- [WHAT THE TASK REQUIRES]:
Identify all lines below that hold "React" and collect them.

[start PROVIDED DATA]

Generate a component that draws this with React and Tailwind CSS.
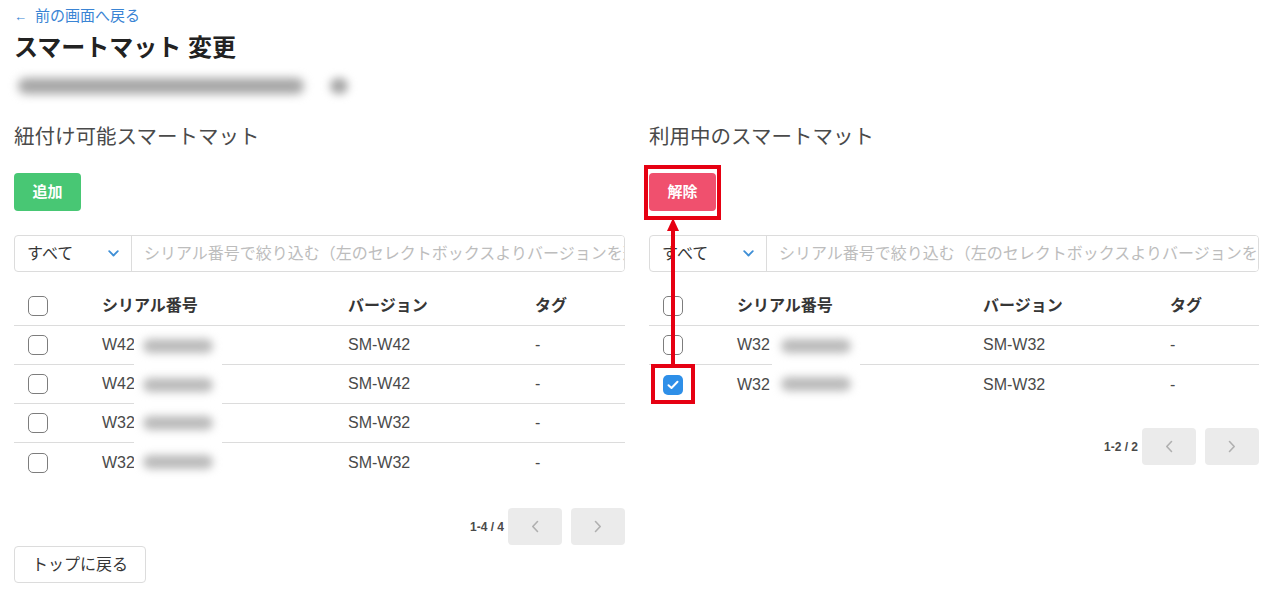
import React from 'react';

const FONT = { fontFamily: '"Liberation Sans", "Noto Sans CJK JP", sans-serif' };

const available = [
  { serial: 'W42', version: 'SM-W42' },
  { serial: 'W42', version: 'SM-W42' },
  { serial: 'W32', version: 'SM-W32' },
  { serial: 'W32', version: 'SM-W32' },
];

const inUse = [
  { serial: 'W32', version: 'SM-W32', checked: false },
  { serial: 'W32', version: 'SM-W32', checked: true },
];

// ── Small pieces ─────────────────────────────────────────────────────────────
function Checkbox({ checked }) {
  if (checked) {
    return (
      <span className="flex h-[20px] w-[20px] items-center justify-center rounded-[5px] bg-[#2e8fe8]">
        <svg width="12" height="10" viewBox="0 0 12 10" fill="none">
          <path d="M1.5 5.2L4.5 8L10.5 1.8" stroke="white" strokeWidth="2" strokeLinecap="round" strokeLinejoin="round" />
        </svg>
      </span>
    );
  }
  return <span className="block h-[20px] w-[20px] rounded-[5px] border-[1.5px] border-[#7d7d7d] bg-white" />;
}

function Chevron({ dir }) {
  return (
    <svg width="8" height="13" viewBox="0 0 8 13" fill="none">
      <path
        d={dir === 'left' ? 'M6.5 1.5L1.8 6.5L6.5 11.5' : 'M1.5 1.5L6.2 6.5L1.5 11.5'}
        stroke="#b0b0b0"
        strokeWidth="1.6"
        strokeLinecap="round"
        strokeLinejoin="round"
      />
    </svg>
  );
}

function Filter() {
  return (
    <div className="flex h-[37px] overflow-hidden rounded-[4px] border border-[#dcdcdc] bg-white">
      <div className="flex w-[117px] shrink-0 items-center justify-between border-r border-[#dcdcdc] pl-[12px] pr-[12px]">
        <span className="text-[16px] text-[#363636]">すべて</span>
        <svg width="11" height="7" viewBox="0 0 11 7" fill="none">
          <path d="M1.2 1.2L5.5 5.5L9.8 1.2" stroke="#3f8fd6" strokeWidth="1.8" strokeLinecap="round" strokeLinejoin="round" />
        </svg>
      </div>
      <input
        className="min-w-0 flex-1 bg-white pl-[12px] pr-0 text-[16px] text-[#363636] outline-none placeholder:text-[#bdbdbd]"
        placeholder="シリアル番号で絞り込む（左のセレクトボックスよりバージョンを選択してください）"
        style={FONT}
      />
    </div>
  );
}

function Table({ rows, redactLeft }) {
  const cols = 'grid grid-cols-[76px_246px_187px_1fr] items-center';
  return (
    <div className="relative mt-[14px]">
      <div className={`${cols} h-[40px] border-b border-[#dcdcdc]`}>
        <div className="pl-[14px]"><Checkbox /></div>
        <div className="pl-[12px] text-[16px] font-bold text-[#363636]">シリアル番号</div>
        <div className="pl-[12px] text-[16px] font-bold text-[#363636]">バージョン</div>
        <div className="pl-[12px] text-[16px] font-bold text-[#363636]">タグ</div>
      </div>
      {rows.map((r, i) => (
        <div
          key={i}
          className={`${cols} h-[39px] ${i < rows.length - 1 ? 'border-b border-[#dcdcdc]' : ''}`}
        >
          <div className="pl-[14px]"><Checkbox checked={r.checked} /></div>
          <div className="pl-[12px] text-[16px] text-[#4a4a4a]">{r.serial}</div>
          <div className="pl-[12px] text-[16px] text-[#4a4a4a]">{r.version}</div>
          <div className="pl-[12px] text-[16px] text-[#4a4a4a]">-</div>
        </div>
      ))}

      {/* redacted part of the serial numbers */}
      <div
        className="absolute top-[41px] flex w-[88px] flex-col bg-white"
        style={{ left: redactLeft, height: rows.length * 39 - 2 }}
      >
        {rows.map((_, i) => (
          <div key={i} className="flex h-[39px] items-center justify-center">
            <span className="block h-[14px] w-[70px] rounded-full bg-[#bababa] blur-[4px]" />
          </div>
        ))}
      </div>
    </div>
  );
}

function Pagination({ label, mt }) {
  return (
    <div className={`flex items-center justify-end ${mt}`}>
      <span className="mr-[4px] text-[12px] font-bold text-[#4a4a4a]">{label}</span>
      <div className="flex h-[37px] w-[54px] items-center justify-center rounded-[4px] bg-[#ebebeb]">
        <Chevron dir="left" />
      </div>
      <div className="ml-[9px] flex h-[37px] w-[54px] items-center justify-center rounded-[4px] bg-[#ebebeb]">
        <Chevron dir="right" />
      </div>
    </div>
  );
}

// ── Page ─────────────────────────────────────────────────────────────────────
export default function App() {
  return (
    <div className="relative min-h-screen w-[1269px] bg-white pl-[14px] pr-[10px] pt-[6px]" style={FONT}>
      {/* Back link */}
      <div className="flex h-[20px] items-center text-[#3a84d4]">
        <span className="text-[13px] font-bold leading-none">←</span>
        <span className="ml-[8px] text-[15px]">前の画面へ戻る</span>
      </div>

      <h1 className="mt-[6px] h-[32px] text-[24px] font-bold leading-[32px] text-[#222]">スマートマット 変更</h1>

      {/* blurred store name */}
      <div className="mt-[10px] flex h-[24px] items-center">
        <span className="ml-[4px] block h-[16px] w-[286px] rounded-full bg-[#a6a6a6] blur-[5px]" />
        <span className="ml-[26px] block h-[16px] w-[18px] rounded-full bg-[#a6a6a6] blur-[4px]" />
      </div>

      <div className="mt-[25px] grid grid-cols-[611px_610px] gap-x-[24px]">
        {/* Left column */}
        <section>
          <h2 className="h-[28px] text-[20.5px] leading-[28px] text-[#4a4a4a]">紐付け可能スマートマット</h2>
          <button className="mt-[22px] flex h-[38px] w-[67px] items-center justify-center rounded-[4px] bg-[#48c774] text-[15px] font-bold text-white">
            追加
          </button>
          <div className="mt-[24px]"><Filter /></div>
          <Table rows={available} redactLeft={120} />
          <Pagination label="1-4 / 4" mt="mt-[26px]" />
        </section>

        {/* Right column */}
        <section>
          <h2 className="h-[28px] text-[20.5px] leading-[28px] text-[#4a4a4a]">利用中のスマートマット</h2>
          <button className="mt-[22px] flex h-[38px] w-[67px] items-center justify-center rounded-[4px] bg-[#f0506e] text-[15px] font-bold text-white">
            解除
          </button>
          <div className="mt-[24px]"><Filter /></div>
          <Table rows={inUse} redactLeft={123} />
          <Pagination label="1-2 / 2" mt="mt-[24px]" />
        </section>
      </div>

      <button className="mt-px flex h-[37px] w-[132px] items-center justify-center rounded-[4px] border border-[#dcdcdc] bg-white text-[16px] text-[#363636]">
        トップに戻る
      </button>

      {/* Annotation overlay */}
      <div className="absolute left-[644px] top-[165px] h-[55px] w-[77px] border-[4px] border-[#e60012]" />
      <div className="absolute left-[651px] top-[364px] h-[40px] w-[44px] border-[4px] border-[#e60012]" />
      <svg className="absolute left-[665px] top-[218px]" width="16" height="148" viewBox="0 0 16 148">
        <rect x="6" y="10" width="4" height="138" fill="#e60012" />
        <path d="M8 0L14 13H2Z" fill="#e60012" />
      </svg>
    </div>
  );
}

[end PROVIDED DATA]

- [RESPONSE]:
Generate a component that draws this with React and Tailwind CSS.
import React from 'react';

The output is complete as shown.